◆ **What is needed**
Return each line holding the string "screenshot".

◆ **Entries provided**
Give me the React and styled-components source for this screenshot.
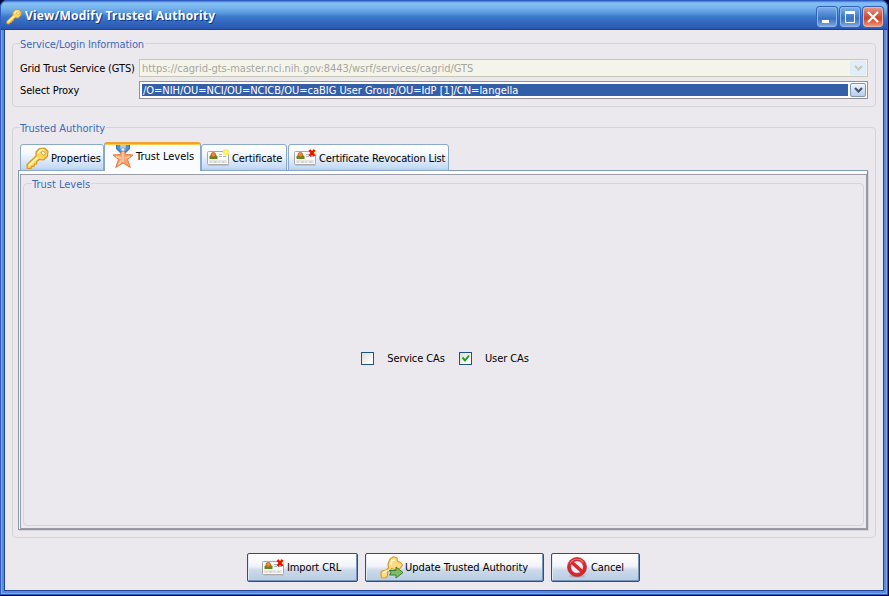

==

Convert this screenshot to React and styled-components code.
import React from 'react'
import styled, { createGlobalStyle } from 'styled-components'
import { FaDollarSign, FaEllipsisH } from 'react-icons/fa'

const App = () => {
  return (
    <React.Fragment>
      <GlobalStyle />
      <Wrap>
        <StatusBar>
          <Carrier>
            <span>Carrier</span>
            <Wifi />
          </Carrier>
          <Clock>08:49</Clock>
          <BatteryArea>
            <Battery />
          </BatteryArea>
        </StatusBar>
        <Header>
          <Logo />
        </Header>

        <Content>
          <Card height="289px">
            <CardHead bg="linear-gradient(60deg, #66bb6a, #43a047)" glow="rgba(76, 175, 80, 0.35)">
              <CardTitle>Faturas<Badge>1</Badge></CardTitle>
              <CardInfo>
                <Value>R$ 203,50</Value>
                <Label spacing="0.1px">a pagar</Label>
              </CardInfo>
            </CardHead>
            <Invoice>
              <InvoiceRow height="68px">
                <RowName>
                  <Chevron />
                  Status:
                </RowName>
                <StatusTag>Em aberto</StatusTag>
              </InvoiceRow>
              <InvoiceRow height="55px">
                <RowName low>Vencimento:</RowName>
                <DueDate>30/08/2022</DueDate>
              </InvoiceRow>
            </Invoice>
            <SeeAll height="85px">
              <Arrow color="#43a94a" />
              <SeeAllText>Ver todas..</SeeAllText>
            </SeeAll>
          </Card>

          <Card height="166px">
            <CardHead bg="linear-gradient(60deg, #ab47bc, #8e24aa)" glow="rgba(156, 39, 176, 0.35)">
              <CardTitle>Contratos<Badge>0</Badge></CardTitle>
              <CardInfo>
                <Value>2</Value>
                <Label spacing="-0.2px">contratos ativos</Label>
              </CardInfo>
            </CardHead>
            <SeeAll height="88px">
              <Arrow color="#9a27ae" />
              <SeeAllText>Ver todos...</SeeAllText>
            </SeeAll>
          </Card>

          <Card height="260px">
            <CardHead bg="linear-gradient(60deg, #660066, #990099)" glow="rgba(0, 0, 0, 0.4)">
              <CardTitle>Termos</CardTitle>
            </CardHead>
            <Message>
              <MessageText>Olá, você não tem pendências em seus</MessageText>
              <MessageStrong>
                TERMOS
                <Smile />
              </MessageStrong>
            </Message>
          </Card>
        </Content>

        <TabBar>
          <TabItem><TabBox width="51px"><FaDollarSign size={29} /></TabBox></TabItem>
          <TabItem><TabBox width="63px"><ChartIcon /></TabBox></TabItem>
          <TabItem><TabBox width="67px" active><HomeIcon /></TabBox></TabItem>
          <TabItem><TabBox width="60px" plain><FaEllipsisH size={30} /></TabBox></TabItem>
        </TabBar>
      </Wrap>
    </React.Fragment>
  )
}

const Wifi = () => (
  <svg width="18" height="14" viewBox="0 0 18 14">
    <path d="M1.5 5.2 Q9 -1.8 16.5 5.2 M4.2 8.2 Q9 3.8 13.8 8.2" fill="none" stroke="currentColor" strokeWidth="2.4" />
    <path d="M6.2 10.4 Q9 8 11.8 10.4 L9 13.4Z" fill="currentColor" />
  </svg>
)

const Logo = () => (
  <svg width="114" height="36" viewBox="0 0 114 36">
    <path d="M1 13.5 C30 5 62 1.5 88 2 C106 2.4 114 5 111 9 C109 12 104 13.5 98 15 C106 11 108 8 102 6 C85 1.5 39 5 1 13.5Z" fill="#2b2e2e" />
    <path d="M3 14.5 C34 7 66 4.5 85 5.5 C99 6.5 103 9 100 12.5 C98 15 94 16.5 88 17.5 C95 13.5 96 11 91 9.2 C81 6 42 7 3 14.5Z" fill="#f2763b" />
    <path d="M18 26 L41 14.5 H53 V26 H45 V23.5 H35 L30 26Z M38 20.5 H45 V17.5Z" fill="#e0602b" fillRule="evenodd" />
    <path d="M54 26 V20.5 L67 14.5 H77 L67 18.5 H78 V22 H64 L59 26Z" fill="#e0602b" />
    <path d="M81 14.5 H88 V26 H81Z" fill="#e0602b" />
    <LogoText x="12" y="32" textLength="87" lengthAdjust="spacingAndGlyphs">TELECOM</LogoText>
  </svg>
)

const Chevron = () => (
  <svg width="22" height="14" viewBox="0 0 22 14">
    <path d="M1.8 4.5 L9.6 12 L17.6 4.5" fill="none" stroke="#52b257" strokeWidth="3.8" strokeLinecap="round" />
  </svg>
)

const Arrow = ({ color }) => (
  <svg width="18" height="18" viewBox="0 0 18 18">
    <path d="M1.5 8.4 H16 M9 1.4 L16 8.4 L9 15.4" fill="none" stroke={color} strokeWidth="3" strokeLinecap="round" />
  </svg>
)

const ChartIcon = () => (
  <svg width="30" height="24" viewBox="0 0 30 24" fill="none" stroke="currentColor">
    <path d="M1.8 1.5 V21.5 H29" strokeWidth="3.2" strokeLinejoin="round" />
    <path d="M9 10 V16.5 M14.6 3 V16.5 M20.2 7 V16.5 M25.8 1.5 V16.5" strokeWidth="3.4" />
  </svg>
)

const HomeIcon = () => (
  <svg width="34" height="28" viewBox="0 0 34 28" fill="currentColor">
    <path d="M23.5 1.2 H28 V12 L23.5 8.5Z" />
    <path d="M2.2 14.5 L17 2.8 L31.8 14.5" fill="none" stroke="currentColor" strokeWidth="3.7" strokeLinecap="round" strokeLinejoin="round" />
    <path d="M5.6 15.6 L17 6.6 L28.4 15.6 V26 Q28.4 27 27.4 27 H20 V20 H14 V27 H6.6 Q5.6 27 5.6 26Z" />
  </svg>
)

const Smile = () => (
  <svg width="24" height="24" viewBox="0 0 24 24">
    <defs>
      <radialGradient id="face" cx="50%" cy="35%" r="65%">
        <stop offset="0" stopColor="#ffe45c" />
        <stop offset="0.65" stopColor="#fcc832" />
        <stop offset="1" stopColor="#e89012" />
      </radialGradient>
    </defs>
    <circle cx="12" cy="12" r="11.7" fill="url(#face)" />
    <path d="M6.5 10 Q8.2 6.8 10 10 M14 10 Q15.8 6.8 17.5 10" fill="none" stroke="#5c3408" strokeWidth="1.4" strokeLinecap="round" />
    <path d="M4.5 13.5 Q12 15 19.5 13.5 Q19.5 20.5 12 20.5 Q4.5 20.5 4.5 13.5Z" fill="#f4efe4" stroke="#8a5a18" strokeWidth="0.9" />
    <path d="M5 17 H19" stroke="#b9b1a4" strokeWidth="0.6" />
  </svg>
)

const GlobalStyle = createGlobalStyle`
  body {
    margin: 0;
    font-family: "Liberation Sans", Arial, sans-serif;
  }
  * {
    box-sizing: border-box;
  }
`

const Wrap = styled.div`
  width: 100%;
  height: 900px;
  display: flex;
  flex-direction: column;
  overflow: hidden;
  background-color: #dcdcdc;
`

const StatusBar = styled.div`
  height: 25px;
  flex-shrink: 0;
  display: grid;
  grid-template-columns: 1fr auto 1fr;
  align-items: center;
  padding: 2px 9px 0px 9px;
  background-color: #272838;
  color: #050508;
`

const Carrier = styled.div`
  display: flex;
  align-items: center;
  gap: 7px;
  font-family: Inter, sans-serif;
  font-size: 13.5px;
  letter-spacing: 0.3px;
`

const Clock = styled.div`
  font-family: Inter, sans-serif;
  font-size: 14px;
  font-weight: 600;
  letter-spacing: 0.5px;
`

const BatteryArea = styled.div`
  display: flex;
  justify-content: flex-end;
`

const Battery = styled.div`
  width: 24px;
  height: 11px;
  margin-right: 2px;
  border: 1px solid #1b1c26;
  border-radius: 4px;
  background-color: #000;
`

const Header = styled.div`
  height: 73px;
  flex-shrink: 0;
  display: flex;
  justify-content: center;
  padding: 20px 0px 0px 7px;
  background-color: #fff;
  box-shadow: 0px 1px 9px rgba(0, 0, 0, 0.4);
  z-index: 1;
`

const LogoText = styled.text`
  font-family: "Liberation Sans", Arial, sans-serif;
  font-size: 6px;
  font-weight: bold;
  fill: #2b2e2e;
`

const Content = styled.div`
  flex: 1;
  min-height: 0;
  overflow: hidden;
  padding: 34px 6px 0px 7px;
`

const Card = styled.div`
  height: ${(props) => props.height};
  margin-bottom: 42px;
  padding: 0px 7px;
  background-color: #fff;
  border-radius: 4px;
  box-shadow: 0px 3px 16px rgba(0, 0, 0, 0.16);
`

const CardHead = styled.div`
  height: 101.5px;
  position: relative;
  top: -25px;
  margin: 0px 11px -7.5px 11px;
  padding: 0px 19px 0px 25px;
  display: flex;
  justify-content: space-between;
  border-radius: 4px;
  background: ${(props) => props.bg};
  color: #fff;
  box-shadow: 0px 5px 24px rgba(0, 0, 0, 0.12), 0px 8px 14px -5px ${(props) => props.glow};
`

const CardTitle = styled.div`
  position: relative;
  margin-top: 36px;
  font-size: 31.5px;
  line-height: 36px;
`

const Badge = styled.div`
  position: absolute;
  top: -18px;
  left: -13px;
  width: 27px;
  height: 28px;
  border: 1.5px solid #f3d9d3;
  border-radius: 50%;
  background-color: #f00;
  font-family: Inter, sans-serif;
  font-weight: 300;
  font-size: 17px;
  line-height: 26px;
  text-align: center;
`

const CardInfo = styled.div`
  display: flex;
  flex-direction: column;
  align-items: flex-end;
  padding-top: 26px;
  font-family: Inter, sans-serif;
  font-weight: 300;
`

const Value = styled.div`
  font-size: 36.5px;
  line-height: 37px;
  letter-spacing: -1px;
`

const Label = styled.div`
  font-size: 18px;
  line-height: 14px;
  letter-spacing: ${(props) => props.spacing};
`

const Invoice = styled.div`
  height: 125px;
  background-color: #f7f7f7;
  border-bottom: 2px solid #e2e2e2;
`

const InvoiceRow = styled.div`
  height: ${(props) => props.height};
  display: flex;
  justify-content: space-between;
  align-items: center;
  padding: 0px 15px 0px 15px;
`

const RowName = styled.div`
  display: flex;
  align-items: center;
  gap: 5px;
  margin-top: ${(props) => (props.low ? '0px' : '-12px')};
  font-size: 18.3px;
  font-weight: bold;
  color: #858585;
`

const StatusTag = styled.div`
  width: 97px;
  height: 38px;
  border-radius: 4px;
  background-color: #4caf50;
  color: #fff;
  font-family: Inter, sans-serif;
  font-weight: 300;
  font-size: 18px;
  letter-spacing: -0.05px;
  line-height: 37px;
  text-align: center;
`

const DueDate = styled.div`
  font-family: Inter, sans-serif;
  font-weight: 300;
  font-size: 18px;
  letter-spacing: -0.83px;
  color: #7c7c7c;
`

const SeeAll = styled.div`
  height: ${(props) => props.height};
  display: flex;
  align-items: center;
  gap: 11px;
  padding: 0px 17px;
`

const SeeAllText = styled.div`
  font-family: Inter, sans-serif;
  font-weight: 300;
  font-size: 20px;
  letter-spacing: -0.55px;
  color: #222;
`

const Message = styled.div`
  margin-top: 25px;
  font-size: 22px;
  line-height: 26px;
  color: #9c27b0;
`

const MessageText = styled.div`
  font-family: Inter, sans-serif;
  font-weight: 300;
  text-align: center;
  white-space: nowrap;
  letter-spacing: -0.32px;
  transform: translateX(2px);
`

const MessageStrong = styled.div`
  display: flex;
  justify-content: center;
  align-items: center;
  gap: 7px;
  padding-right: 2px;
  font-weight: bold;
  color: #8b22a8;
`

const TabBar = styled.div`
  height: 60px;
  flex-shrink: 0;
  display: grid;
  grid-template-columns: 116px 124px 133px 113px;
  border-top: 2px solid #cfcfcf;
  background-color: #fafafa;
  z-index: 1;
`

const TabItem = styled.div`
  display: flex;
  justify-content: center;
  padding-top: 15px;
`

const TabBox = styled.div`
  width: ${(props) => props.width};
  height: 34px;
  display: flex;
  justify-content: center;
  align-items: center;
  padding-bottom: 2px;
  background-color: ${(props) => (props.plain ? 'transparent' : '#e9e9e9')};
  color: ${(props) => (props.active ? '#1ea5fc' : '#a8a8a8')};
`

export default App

◆ **Written answer**
Give me the React and styled-components source for this screenshot.
Convert this screenshot to React and styled-components code.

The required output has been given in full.